“Pinot Noir is the princely grape variety of red Burgundy. Cheaper wines typically display light, raspberry-evoking flavours, but great Pinot Noir has substance, suppleness and a gorgeous spread of flavours: cherries, fruit cake, spice and plums.
Pinot Noir is now New Zealand’s most internationally acclaimed red-wine style. The vine is the second most commonly planted variety overall, ahead of Chardonnay and behind only Sauvignon Blanc. Almost 45 per cent of the country’s total Pinot Noir plantings are now in Marlborough (where up to 10 per cent of the vines are grown for bottle-fermented sparkling wine), but the variety is also well established in Otago (27 per cent of the country’s plantings), Wairarapa (9 per cent), Canterbury (8 per cent), Hawke’s Bay (6 per cent) and Nelson (4 per cent).

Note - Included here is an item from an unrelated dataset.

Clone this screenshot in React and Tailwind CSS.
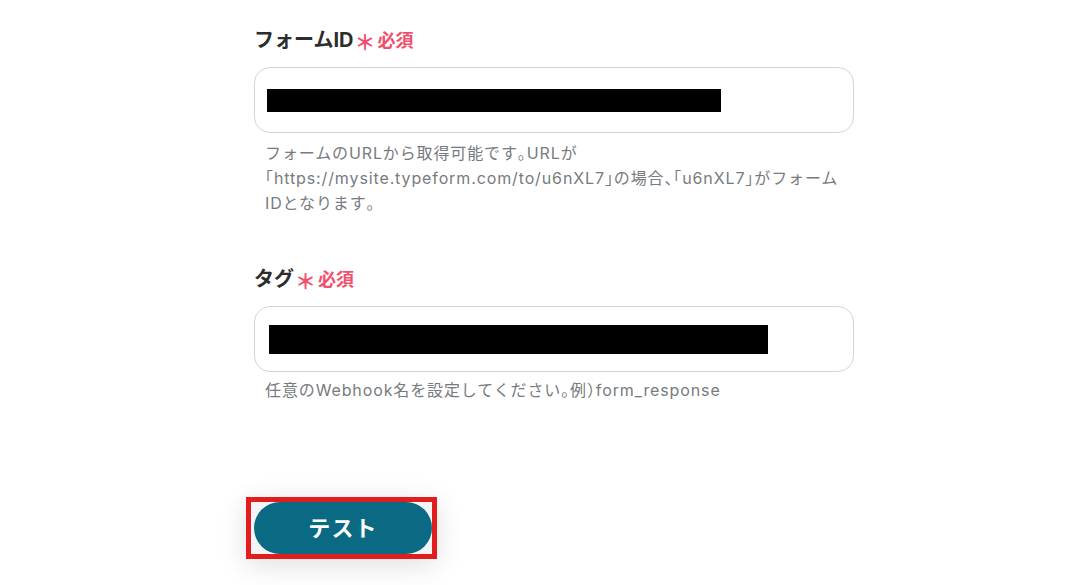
import React from "react";

// full-width punctuation is set half-width, the rest keeps its normal width
const PUNCT = /([「」、。（）])/;

const Txt = ({ children }) =>
  children.split(PUNCT).map((part, i) =>
    PUNCT.test(part) ? (
      <span key={i} className="[font-feature-settings:'halt']">
        {part}
      </span>
    ) : (
      <React.Fragment key={i}>{part}</React.Fragment>
    )
  );

const Label = ({ children }) => (
  <div className="flex items-center h-[24px]">
    <span className="text-[20px] font-bold text-[#2d2d2d]">{children}</span>
    <span className="ml-[1px] text-[21px] font-bold text-[#f0506e] leading-none mt-[4px]">＊</span>
    <span className="ml-[2px] text-[18px] font-bold text-[#f0506e]">必須</span>
  </div>
);

const Field = ({ bar }) => (
  <div className="mt-[15px] h-[66px] w-[600px] rounded-[16px] border border-[#d4d4dc] bg-white flex items-center pl-[12px]">
    <div className={bar} />
  </div>
);

const Help = ({ lines, className = "" }) => (
  <p
    className={`pl-[11px] text-[16px] leading-[25px] tracking-[0.055em] text-[#777b80] whitespace-nowrap ${className}`}
  >
    {lines.map((l, i) => (
      <React.Fragment key={i}>
        {i > 0 && <br />}
        <Txt>{l}</Txt>
      </React.Fragment>
    ))}
  </p>
);

const App = () => {
  return (
    <div
      className="w-[1086px] h-[585px] bg-white overflow-hidden"
      style={{ fontFamily: '"Inter", "Noto Sans CJK JP", sans-serif' }}
    >
      <div className="ml-[254px] w-[600px] pt-[28px]">
        {/* フォームID */}
        <Label>フォームID</Label>
        <Field bar="h-[23px] w-[454px] bg-black" />
        <Help
          className="mt-[8px]"
          lines={[
            "フォームのURLから取得可能です。URLが",
            "「https://mysite.typeform.com/to/u6nXL7」の場合、「u6nXL7」がフォーム",
            "IDとなります。",
          ]}
        />

        {/* タグ */}
        <div className="mt-[51px]">
          <Label>タグ</Label>
        </div>
        <Field bar="h-[29px] w-[499px] bg-black ml-[2px]" />
        <Help
          className="mt-[6px]"
          lines={["任意のWebhook名を設定してください。例）form_response"]}
        />

        {/* Test button */}
        <div className="mt-[94px] -ml-[8px] inline-flex border-[5px] border-[#e11d1d] pl-[3px] shadow-[0_6px_28px_rgba(0,0,0,0.13)] bg-[#f3f4f6]">
          <button className="h-[52px] w-[178px] rounded-full bg-[#0b6a83] text-white text-[22px] font-bold tracking-[0.05em] flex items-center justify-center">
            テスト
          </button>
        </div>
      </div>
    </div>
  );
};

export default App;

Yet Pinot Noir is a frustrating variety to grow. Because it buds early, it is vulnerable to spring frosts; its compact bunches are also very prone to rot. One crucial advantage is that it ripens early, well ahead of Cabernet Sauvignon. Low cropping and the selection of superior clones are essential aspects of the production of fine wine.
Martinborough (initially) and Central Otago have enjoyed the highest profile for Pinot Noir over the past 25 years. As their output of Pinot Noir has expanded, average prices have fallen, reflecting the arrival of a tidal wave of ‘entry-level’ (drink-young) wines.